___ Available data ___
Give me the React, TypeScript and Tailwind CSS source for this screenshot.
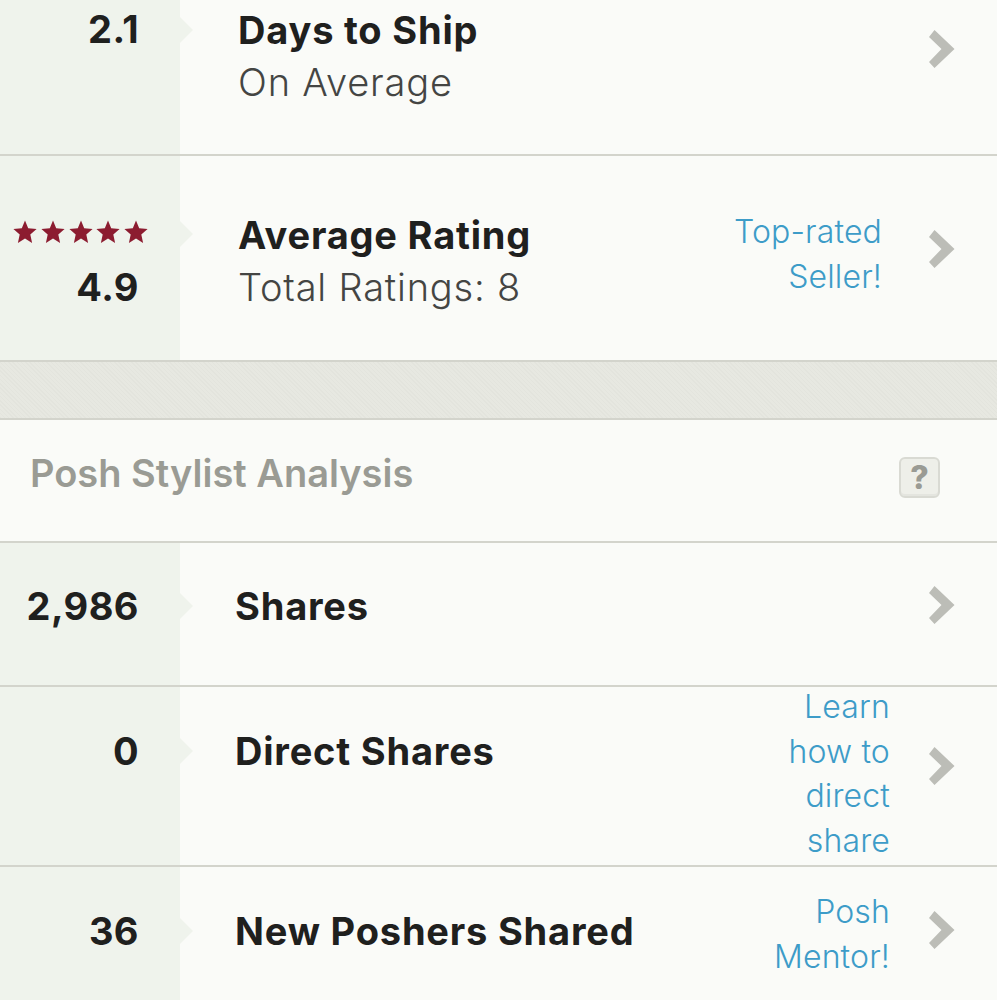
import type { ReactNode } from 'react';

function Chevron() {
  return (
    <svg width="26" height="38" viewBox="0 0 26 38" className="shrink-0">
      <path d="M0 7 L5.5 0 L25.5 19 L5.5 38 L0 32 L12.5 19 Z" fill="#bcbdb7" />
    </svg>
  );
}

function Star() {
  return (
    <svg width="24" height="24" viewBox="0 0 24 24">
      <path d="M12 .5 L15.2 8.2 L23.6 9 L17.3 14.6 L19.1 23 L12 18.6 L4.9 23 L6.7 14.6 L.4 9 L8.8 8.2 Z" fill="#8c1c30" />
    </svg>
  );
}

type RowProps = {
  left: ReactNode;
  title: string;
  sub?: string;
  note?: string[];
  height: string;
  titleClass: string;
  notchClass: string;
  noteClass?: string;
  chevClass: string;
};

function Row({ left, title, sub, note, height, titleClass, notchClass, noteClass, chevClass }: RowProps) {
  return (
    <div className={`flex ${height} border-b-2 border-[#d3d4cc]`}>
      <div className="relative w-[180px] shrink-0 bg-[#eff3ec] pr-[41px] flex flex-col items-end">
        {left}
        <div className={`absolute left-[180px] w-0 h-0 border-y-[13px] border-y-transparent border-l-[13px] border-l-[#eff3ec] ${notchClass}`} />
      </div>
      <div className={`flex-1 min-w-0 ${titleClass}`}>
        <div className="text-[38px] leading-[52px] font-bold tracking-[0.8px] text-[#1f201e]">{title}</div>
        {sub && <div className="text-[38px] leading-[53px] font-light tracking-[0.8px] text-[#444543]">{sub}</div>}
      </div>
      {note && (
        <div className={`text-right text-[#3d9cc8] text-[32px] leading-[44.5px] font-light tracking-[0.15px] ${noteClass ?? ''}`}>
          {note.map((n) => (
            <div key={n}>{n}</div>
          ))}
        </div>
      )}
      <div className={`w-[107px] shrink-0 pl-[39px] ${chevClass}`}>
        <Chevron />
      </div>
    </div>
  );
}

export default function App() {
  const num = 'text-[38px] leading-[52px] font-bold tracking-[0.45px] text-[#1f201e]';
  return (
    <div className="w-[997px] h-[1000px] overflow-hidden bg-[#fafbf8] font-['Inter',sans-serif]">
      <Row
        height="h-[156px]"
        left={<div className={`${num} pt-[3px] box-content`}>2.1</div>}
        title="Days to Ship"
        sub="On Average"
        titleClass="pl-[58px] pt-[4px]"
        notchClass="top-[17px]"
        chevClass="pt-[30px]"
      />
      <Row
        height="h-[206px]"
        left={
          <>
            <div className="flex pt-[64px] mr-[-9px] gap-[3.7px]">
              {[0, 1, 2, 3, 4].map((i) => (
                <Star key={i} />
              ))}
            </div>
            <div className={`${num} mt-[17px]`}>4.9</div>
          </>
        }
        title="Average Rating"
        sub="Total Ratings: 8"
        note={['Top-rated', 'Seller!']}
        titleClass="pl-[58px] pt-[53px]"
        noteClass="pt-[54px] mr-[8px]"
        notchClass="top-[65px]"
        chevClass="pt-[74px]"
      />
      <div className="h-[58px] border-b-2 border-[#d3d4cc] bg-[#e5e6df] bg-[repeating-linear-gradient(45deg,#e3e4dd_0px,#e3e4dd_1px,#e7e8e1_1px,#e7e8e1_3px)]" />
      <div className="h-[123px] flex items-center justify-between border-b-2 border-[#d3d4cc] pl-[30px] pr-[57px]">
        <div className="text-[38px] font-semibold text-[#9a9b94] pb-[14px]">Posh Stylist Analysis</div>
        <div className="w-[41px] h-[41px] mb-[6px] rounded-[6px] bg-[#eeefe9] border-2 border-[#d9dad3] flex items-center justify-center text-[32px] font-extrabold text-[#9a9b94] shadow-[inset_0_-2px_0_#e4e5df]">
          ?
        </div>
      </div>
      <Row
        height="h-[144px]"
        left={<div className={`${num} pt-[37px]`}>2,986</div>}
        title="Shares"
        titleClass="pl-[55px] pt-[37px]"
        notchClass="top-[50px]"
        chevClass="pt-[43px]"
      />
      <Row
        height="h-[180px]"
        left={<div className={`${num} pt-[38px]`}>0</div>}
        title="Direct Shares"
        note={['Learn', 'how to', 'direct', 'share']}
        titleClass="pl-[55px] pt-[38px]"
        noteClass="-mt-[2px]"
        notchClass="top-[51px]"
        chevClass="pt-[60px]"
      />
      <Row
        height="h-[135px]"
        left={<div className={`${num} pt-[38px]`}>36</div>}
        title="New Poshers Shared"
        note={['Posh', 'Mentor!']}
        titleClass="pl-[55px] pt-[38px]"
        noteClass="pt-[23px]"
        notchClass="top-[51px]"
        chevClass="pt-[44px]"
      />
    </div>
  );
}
___
■ **Goal of the exercise**
Write the material out again exactly as it appears, dropping the pictures.

■ **Exercise output**
Give me the React, TypeScript and Tailwind CSS source for this screenshot.
import type { ReactNode } from 'react';

function Chevron() {
  return (
    <svg width="26" height="38" viewBox="0 0 26 38" className="shrink-0">
      <path d="M0 7 L5.5 0 L25.5 19 L5.5 38 L0 32 L12.5 19 Z" fill="#bcbdb7" />
    </svg>
  );
}

function Star() {
  return (
    <svg width="24" height="24" viewBox="0 0 24 24">
      <path d="M12 .5 L15.2 8.2 L23.6 9 L17.3 14.6 L19.1 23 L12 18.6 L4.9 23 L6.7 14.6 L.4 9 L8.8 8.2 Z" fill="#8c1c30" />
    </svg>
  );
}

type RowProps = {
  left: ReactNode;
  title: string;
  sub?: string;
  note?: string[];
  height: string;
  titleClass: string;
  notchClass: string;
  noteClass?: string;
  chevClass: string;
};

function Row({ left, title, sub, note, height, titleClass, notchClass, noteClass, chevClass }: RowProps) {
  return (
    <div className={`flex ${height} border-b-2 border-[#d3d4cc]`}>
      <div className="relative w-[180px] shrink-0 bg-[#eff3ec] pr-[41px] flex flex-col items-end">
        {left}
        <div className={`absolute left-[180px] w-0 h-0 border-y-[13px] border-y-transparent border-l-[13px] border-l-[#eff3ec] ${notchClass}`} />
      </div>
      <div className={`flex-1 min-w-0 ${titleClass}`}>
        <div className="text-[38px] leading-[52px] font-bold tracking-[0.8px] text-[#1f201e]">{title}</div>
        {sub && <div className="text-[38px] leading-[53px] font-light tracking-[0.8px] text-[#444543]">{sub}</div>}
      </div>
      {note && (
        <div className={`text-right text-[#3d9cc8] text-[32px] leading-[44.5px] font-light tracking-[0.15px] ${noteClass ?? ''}`}>
          {note.map((n) => (
            <div key={n}>{n}</div>
          ))}
        </div>
      )}
      <div className={`w-[107px] shrink-0 pl-[39px] ${chevClass}`}>
        <Chevron />
      </div>
    </div>
  );
}

export default function App() {
  const num = 'text-[38px] leading-[52px] font-bold tracking-[0.45px] text-[#1f201e]';
  return (
    <div className="w-[997px] h-[1000px] overflow-hidden bg-[#fafbf8] font-['Inter',sans-serif]">
      <Row
        height="h-[156px]"
        left={<div className={`${num} pt-[3px] box-content`}>2.1</div>}
        title="Days to Ship"
        sub="On Average"
        titleClass="pl-[58px] pt-[4px]"
        notchClass="top-[17px]"
        chevClass="pt-[30px]"
      />
      <Row
        height="h-[206px]"
        left={
          <>
            <div className="flex pt-[64px] mr-[-9px] gap-[3.7px]">
              {[0, 1, 2, 3, 4].map((i) => (
                <Star key={i} />
              ))}
            </div>
            <div className={`${num} mt-[17px]`}>4.9</div>
          </>
        }
        title="Average Rating"
        sub="Total Ratings: 8"
        note={['Top-rated', 'Seller!']}
        titleClass="pl-[58px] pt-[53px]"
        noteClass="pt-[54px] mr-[8px]"
        notchClass="top-[65px]"
        chevClass="pt-[74px]"
      />
      <div className="h-[58px] border-b-2 border-[#d3d4cc] bg-[#e5e6df] bg-[repeating-linear-gradient(45deg,#e3e4dd_0px,#e3e4dd_1px,#e7e8e1_1px,#e7e8e1_3px)]" />
      <div className="h-[123px] flex items-center justify-between border-b-2 border-[#d3d4cc] pl-[30px] pr-[57px]">
        <div className="text-[38px] font-semibold text-[#9a9b94] pb-[14px]">Posh Stylist Analysis</div>
        <div className="w-[41px] h-[41px] mb-[6px] rounded-[6px] bg-[#eeefe9] border-2 border-[#d9dad3] flex items-center justify-center text-[32px] font-extrabold text-[#9a9b94] shadow-[inset_0_-2px_0_#e4e5df]">
          ?
        </div>
      </div>
      <Row
        height="h-[144px]"
        left={<div className={`${num} pt-[37px]`}>2,986</div>}
        title="Shares"
        titleClass="pl-[55px] pt-[37px]"
        notchClass="top-[50px]"
        chevClass="pt-[43px]"
      />
      <Row
        height="h-[180px]"
        left={<div className={`${num} pt-[38px]`}>0</div>}
        title="Direct Shares"
        note={['Learn', 'how to', 'direct', 'share']}
        titleClass="pl-[55px] pt-[38px]"
        noteClass="-mt-[2px]"
        notchClass="top-[51px]"
        chevClass="pt-[60px]"
      />
      <Row
        height="h-[135px]"
        left={<div className={`${num} pt-[38px]`}>36</div>}
        title="New Poshers Shared"
        note={['Posh', 'Mentor!']}
        titleClass="pl-[55px] pt-[38px]"
        noteClass="pt-[23px]"
        notchClass="top-[51px]"
        chevClass="pt-[44px]"
      />
    </div>
  );
}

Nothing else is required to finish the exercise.